Install smoke detectors

  • Install smoke detectors outside sleeping areas on every level of your home.
  • Test them once a month and change batteries twice a year when you change your clocks.

Call 911

  • Call 911 to report a fire in your high-rise building even if you think someone else may have already called.
  • Make sure everyone in your home knows about the fire and is evacuating the building.
  • Alert your neighbors by banging on their doors on your way out.
  • Set off the hallway fire alarm, if there is one.
  • Use the stairs to escape, not the elevator, because you may become trapped inside.
  • Before opening doors, check them with the back of your hand to see if they are warm. If so, do not open them because the fire is on the other side.
  • Don't delay for valuables.
  • Don't go back inside, even for pets, once you're out until a fire department official gives the all clear.

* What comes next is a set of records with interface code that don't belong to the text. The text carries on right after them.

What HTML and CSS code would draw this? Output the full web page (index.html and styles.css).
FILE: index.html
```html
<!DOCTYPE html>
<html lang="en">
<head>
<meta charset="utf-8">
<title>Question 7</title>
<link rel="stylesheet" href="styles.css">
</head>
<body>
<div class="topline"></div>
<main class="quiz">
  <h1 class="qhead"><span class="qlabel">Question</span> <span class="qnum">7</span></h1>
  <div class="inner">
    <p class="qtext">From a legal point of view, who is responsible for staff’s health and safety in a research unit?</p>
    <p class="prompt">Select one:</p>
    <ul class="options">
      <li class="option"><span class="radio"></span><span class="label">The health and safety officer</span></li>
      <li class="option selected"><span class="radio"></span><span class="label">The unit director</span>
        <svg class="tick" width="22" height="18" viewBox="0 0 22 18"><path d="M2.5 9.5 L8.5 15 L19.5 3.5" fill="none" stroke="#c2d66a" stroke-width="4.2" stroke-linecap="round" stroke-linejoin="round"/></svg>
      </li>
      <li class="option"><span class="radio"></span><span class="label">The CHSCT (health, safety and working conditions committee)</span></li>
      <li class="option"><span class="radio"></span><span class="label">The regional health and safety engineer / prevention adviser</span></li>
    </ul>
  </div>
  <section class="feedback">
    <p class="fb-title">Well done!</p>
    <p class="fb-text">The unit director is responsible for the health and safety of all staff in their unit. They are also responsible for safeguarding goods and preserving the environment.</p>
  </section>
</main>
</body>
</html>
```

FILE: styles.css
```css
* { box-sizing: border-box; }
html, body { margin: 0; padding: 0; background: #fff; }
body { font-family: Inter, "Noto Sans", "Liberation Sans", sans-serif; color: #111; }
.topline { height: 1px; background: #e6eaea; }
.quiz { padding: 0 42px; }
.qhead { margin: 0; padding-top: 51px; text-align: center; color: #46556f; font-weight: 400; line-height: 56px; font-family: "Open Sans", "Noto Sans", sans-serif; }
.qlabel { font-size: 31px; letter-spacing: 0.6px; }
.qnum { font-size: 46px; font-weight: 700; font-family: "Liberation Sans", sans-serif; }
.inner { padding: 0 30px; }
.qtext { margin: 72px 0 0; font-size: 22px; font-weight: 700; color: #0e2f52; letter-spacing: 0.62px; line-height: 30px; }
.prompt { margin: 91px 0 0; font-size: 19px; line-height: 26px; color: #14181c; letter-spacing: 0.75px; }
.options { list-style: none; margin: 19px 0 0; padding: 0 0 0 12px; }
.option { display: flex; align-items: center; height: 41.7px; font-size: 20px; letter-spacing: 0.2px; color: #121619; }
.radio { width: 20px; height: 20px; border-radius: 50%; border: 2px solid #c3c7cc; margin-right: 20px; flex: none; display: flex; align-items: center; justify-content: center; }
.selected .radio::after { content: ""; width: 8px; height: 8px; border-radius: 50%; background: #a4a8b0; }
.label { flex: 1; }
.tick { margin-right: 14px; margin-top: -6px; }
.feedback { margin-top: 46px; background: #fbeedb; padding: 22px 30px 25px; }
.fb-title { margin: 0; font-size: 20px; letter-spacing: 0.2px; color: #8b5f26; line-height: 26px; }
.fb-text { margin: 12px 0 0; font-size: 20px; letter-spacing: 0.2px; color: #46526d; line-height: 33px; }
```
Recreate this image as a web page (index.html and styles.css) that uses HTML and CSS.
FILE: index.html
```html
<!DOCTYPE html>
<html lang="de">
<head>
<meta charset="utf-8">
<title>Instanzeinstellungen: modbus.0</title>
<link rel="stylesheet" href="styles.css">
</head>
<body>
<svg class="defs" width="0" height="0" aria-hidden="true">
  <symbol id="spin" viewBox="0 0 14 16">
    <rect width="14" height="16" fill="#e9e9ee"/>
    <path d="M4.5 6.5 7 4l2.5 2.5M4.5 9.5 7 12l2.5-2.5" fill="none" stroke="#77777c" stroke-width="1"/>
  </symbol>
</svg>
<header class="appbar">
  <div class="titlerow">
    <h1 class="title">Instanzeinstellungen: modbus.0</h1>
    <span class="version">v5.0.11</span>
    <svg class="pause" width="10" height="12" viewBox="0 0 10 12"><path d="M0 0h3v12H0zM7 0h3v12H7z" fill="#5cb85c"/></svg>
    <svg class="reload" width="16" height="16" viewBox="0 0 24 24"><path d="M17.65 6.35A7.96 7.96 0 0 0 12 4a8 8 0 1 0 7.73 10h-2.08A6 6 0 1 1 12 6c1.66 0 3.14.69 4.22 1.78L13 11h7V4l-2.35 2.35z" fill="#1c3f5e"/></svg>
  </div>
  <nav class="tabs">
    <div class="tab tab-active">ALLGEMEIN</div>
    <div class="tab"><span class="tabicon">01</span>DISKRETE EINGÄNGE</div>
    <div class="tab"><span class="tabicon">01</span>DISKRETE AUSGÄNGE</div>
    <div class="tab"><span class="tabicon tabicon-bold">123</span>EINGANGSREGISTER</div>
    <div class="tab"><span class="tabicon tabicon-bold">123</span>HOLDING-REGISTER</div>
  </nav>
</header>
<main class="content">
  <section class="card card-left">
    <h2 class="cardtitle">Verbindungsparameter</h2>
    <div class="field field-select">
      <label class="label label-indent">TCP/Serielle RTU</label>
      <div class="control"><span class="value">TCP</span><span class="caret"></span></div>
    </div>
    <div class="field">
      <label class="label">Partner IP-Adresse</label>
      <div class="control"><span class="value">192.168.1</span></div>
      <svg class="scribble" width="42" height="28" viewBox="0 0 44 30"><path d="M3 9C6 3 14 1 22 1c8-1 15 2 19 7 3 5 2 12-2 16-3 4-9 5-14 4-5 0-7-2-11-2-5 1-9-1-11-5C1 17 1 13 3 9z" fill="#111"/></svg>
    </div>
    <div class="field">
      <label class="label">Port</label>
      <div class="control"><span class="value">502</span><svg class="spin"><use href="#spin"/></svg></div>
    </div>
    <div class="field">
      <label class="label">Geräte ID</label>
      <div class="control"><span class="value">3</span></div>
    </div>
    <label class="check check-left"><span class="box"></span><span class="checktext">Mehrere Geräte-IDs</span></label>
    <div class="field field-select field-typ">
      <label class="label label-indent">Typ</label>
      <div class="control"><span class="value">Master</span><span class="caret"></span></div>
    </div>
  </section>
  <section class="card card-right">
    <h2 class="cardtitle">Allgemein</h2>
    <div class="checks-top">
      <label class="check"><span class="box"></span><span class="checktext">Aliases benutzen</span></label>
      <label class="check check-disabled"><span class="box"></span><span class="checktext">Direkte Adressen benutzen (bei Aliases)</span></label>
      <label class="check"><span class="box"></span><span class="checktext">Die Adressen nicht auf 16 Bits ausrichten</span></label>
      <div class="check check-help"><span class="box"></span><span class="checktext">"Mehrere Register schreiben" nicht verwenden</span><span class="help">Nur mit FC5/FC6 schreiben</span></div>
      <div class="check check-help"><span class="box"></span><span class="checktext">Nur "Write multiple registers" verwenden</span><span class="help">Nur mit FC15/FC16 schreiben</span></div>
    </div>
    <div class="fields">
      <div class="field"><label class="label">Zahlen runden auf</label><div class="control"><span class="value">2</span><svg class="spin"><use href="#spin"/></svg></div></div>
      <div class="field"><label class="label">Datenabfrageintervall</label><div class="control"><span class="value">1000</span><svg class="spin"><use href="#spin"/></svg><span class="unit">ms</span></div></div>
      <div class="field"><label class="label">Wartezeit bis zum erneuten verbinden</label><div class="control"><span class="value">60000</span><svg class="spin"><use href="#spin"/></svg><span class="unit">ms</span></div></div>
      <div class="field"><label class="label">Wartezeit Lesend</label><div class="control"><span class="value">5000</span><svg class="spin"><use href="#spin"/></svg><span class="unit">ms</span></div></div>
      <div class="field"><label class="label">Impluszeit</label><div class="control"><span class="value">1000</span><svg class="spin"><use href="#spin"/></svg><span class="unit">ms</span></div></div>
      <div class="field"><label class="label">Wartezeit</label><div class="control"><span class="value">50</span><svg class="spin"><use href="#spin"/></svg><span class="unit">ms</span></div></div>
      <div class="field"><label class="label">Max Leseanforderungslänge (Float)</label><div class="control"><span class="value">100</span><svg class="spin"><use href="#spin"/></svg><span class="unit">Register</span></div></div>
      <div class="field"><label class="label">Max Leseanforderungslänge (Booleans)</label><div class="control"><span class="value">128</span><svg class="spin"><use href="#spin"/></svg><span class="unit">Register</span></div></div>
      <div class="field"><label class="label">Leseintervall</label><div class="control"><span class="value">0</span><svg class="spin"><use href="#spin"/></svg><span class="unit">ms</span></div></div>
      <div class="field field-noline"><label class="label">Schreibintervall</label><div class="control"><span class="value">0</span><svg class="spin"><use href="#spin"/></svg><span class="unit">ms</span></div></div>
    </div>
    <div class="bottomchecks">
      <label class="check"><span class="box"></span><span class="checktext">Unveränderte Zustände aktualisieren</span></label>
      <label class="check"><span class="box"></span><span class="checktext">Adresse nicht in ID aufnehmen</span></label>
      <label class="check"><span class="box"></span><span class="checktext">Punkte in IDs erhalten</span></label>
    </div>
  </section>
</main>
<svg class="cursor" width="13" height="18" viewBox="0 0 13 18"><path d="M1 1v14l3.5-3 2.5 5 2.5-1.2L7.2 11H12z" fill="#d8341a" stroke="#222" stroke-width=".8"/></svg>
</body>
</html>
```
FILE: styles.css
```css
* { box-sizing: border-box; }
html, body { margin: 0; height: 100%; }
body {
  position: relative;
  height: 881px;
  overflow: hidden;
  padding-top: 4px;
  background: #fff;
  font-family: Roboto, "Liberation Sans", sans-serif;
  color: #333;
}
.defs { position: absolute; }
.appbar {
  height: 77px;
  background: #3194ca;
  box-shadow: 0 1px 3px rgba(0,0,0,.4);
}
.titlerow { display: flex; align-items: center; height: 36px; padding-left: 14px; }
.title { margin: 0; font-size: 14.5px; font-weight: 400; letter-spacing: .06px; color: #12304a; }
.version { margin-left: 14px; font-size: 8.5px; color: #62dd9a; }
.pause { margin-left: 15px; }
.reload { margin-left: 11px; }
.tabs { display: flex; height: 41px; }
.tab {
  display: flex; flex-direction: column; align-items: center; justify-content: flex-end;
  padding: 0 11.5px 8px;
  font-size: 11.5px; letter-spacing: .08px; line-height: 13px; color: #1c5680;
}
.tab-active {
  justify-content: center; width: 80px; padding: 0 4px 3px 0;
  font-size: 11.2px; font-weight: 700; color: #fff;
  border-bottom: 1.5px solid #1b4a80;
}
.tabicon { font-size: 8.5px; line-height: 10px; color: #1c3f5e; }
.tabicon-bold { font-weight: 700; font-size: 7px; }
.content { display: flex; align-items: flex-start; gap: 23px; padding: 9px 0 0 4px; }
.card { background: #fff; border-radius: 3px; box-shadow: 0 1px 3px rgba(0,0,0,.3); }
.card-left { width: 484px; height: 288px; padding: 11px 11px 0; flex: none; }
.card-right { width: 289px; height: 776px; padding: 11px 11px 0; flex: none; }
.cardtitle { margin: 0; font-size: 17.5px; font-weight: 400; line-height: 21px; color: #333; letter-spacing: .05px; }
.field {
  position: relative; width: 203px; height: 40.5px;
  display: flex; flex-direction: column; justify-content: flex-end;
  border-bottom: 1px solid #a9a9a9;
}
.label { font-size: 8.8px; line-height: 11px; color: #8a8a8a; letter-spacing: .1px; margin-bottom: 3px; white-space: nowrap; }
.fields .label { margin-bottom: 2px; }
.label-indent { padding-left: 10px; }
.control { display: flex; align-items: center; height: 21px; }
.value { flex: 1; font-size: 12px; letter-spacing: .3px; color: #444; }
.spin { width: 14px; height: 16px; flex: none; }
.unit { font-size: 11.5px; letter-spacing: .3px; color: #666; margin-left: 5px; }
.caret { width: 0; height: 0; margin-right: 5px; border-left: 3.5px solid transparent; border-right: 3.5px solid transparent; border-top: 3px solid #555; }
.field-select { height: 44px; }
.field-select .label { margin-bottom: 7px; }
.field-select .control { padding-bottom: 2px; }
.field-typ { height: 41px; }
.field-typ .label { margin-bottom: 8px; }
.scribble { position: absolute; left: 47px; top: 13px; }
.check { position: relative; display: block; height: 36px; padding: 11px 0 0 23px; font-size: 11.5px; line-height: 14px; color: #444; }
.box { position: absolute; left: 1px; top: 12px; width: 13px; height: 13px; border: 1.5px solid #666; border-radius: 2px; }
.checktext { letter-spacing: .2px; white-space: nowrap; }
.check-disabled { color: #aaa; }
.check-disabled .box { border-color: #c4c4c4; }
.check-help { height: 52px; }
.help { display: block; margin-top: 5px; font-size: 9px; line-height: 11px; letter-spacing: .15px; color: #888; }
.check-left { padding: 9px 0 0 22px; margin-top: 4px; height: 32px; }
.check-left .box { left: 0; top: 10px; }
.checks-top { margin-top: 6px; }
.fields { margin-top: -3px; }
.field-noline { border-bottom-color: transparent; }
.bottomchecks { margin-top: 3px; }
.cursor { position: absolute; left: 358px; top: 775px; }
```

If your escape routes are blocked

  • Put damp towels, cushions or bedding around the bottom of the door and tape around the edges or stuff material into the crack between the door and the frame to keep out smoke.
  • Close any vents and cover them with material or tape.
  • Move everyone into one room, preferably one with a window that opens and a phone or cell phone.
  • Call 911 to report that you are trapped and give your location.
  • Open the window and wave a sheet or a towel so firefighters will know you are there.
  • If your door becomes hot, wet it down.
  • Do not open the door to investigate the fire.